The Turkish parliament on Sunday passed a bill that would increase the monitoring of civil society groups. What is the law, and what are its implications?
The Turkish parliament on Sunday passed a bill that would increase the monitoring of civil society groups. The act is called “Preventing Financing of Proliferation of Weapons of Mass Destruction” and was proposed by president Recep Tayyip Erdogan’s ruling Justice and Development party in order to comply with UN Security Council’s recommendations to keep terror financing and money laundering in check.
Critics are seeing certain provisions of the bill as arbitrary and believe that it violates the provisions under the Turkish constitution since it interferes with the right to freedom of association.
What does the Bill say?
The Bill has come following the 2019 report on Turkey prepared by the intergovernmental body Financial Action Task Force (FATF) meant to fight money laundering and terror financing. The bill consists of 43 articles and has made changes to seven laws on Turkey’s Law of Associations and is meant to keep Turkey from being blacklisted by the Paris-based watchdog of terror financing.
The FATF is an inter-governmental body that is now in its 30th year, working to “set standards and promote effective implementation of legal, regulatory and operational measures for combating money laundering, terrorist financing and other related threats to the integrity of the international financial system”.
What are the implications of the Bill being passed?
The Bill gives the Turkish government the power to appoint trustees to non-governmental organisations (NGOs), to suspend their activities, seize their assets and monitor their sources of funding.

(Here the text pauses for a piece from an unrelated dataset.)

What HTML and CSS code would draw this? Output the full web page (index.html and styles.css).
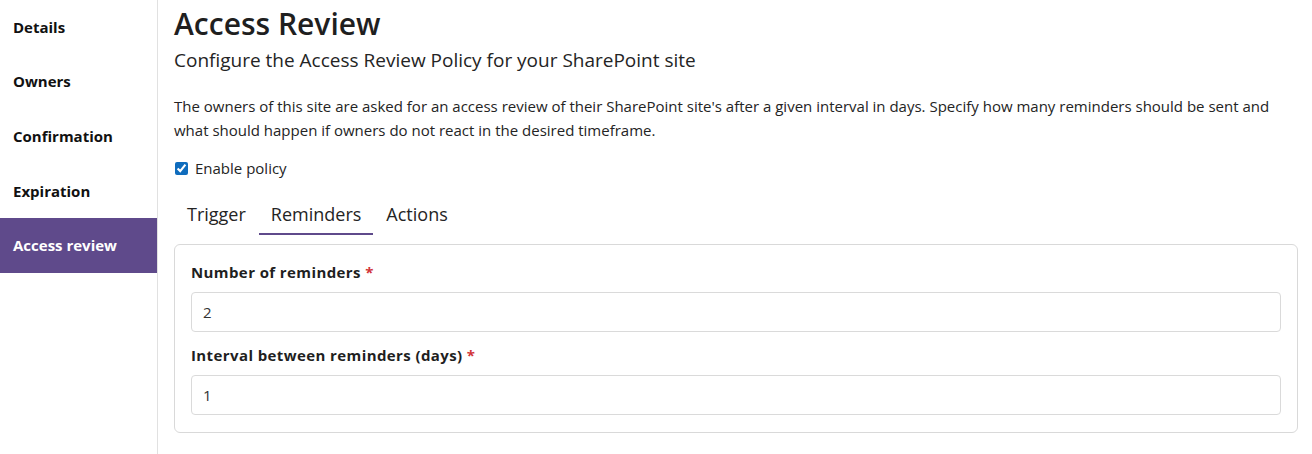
FILE: index.html
```html
<!DOCTYPE html>
<html>
<head>
<meta charset="utf-8">
<link rel="stylesheet" href="styles.css">
</head>
<body>
<div class="layout">
  <nav class="sidebar">
    <div class="nav-item">Details</div>
    <div class="nav-item">Owners</div>
    <div class="nav-item">Confirmation</div>
    <div class="nav-item">Expiration</div>
    <div class="nav-item active">Access review</div>
  </nav>
  <main class="main">
    <h1 class="title">Access Review</h1>
    <h2 class="subtitle">Configure the Access Review Policy for your SharePoint site</h2>
    <p class="desc">The owners of this site are asked for an access review of their SharePoint site's after a given interval in days. Specify how many reminders should be sent and what should happen if owners do not react in the desired timeframe.</p>
    <label class="check"><input type="checkbox" checked> <span>Enable policy</span></label>
    <div class="tabs">
      <div class="tab">Trigger</div>
      <div class="tab selected">Reminders</div>
      <div class="tab">Actions</div>
    </div>
    <div class="card">
      <div class="field">
        <div class="label">Number of reminders <span class="req">*</span></div>
        <div class="input">2</div>
      </div>
      <div class="field">
        <div class="label">Interval between reminders (days) <span class="req">*</span></div>
        <div class="input">1</div>
      </div>
    </div>
  </main>
</div>
</body>
</html>
```
FILE: styles.css
```css
* { box-sizing: border-box; }
html, body { margin: 0; padding: 0; background: #fff; }
body {
  font-family: "Open Sans", "Noto Sans", sans-serif;
  color: #242424;
  height: 454px;
  overflow: hidden;
}
.layout { display: flex; height: 454px; }
.sidebar {
  width: 158px;
  flex: none;
  border-right: 1px solid #e1e1e1;
}
.nav-item {
  height: 54.6px;
  display: flex;
  align-items: center;
  padding-left: 13px;
  padding-bottom: 1px;
  font-weight: 700;
  font-size: 15px;
  color: #111;
}
.nav-item.active { background: #5f4a8b; color: #fff; }
.main { flex: 1; padding: 4px 14px 0 16px; }
.title {
  margin: 0;
  font-size: 30px;
  font-weight: 600;
  line-height: 40px;
  color: #1f1f1f;
}
.subtitle {
  margin: 3px 0 0;
  font-size: 19px;
  font-weight: 400;
  line-height: 26px;
  color: #242424;
}
.desc {
  margin: 21px 0 0;
  font-size: 15px;
  line-height: 24px;
  color: #242424;
}
.check {
  display: flex;
  align-items: center;
  gap: 7px;
  margin-top: 16px;
  padding-left: 1px;
  font-size: 15px;
  line-height: 20px;
}
.check input { margin: 0; width: 13px; height: 13px; accent-color: #0f6cbd; }
.tabs { display: flex; margin-top: 20px; padding-left: 1px; }
.tab {
  font-size: 18px;
  line-height: 24px;
  padding: 4px 12px 7px 12px;
  border-bottom: 2px solid transparent;
  margin-right: 1px;
}
.tab.selected { border-bottom-color: #5f4a8b; }
.card {
  margin-top: 9px;
  border: 1px solid #d9d9d9;
  border-radius: 6px;
  padding: 17px 16px 17px 16px;
  display: flex;
  flex-direction: column;
  gap: 13px;
}
.label {
  font-size: 15px;
  font-weight: 700;
  line-height: 20px;
  letter-spacing: 0.4px;
  color: #1f1f1f;
}
.req { color: #d13438; }
.input {
  margin-top: 10px;
  height: 40px;
  border: 1px solid #dadada;
  border-radius: 4px;
  display: flex;
  align-items: center;
  padding-left: 11px;
  font-size: 15px;
  color: #333;
}
```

As per various media reports, critics and human rights activists are seeing this move as a way to crack down on dissidents in a country where civil society is already not very free.
After a failed coup in 2016 that was aimed at protecting democracy in the country, thousands of journalists, bureaucrats, academics and judges have been targeted by the government.
Earlier this year, Turkish prosecutors ordered the arrest of nearly 700 including military and justice ministry personnel, as part of its moves against those accused of being involved in a 2016 coup attempt to overthrow Erdogan’s government. Erdogan, who is considered to be an Islamist and conservative, has been in power for over a decade now and has brought in a series of reforms in Turkish society.
Since the coup took place, the Turkish authorities have been carrying out a crackdown on the alleged followers of US-based Muslim cleric Fethullah Gülen, who Erdogan has long accused of plotting the 2016 coup. Gülen has denied these allegations and had condemned the coup. In fact, he has previously suggested that the coup was “staged” by the government itself.
A report in Al-Monitor said that the bill will deal a further blow to “civil society, whose determined efforts to steer Turkey toward a more democratic path have radiated hope even as Erdogan moves the country in the opposite direction.”